自分が仕事に求めるものは何なのか、棚卸しが必要になるでしょう。打診を受けた仕事を受けたくないと思うとき、

■報酬が2倍になったらやりたいか(やりたくない理由はレートの低さ)

■納期が延びたらやりたいか(やりたくない理由は納期の短さ)

■報酬が2倍になっても納期が延びてもやりたくないか(やりたくない理由はレートでも納期でもない)

最後の選択肢に当てはまる場合、その分野は「無条件にやりたくない」と感じるのであれば無理して受ける必要はなく、以降は「専門外」として断るのも手だと思います。

仕事を受けたくない理由には報酬、納期、内容のほかに「やり取りしている相手と相性が悪い」という場合もあります。そういう場合はその会社とは距離を置き、新たな取引先を探すのもいいと思います。合わない相手と無理して付き合わなくていいのもフリーランスのメリットです。

これまで受動的な仕事の受け方を続けてきた私ですが、最近、無理して条件の悪い仕事を引き受けて体調を崩しました。報酬は低い、納期も短い、内容も面白くないという悪条件が3つ重なっていました。なぜそんな案件を受けたかというと、お盆明けでたまたまスケジュールが空いていたからです。

そんな仕事を受けてしまった自分に対する怒りと失望で納品後もしばらくぐったりとして動けませんでした。この経験から、単に予定が空いているからという理由で条件反射で仕事を受けるはやめようと思いました。

自分にとって「仕事を受ける時の条件」「仕事を断る時の条件」は明確にすべきだと思いました。

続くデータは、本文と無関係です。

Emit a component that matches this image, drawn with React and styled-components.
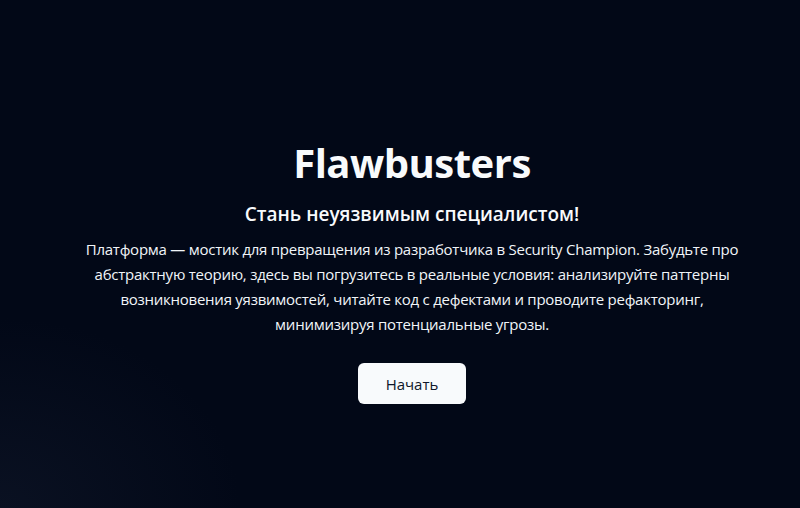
import React from "react";
import styled, { createGlobalStyle } from "styled-components";

const Global = createGlobalStyle`
  html, body { margin: 0; padding: 0; background: #020817; }
  body { font-family: "Open Sans", "Noto Sans", sans-serif; }
`;

const Page = styled.main`
  min-height: 508px;
  box-sizing: border-box;
  background: radial-gradient(ellipse 240px 190px at 0% 100%, #0a1122 0%, rgba(2,8,23,0) 100%), #020817;
  display: flex;
  flex-direction: column;
  align-items: center;
  padding: 139px 0 0 24px;
  color: #f8fafc;
  text-align: center;
`;

const Title = styled.h1`
  margin: 0;
  font-size: 40px;
  line-height: 48px;
  font-weight: 700;
  letter-spacing: -0.5px;
`;

const Subtitle = styled.h2`
  margin: 13px 0 0;
  font-size: 19px;
  line-height: 28px;
  font-weight: 600;
`;

const Lead = styled.p`
  margin: 9px 0 0;
  font-size: 15px;
  line-height: 25px;
  font-weight: 400;
  color: #f1f5f9;
  letter-spacing: -0.25px;
`;

const Button = styled.button`
  margin-top: 26px;
  height: 41px;
  width: 108px;
  border: none;
  border-radius: 6px;
  background: #f8fafc;
  color: #0f172a;
  font-family: inherit;
  font-size: 15px;
  cursor: pointer;
`;

export default function App() {
  return (
    <>
      <Global />
      <Page>
        <Title>Flawbusters</Title>
        <Subtitle>Стань неуязвимым специалистом!</Subtitle>
        <Lead>
          Платформа — мостик для превращения из разработчика в Security Champion. Забудьте про
          <br />
          абстрактную теорию, здесь вы погрузитесь в реальные условия: анализируйте паттерны
          <br />
          возникновения уязвимостей, читайте код с дефектами и проводите рефакторинг,
          <br />
          минимизируя потенциальные угрозы.
        </Lead>
        <Button>Начать</Button>
      </Page>
    </>
  );
}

これからもネット上のビジビリティを高めるための発信活動は続けますが、「相手からのコンタクトを待つだけの受動的営業活動」だけではなく、自分がやりたくなるような面白そうな仕事の引き受け手を探しているところにこちらから応募する、という活動にも今後は力を入れていってみようと思っています。「売りこまない営業術」とは全く反対方向の主張で大変申し訳ありません。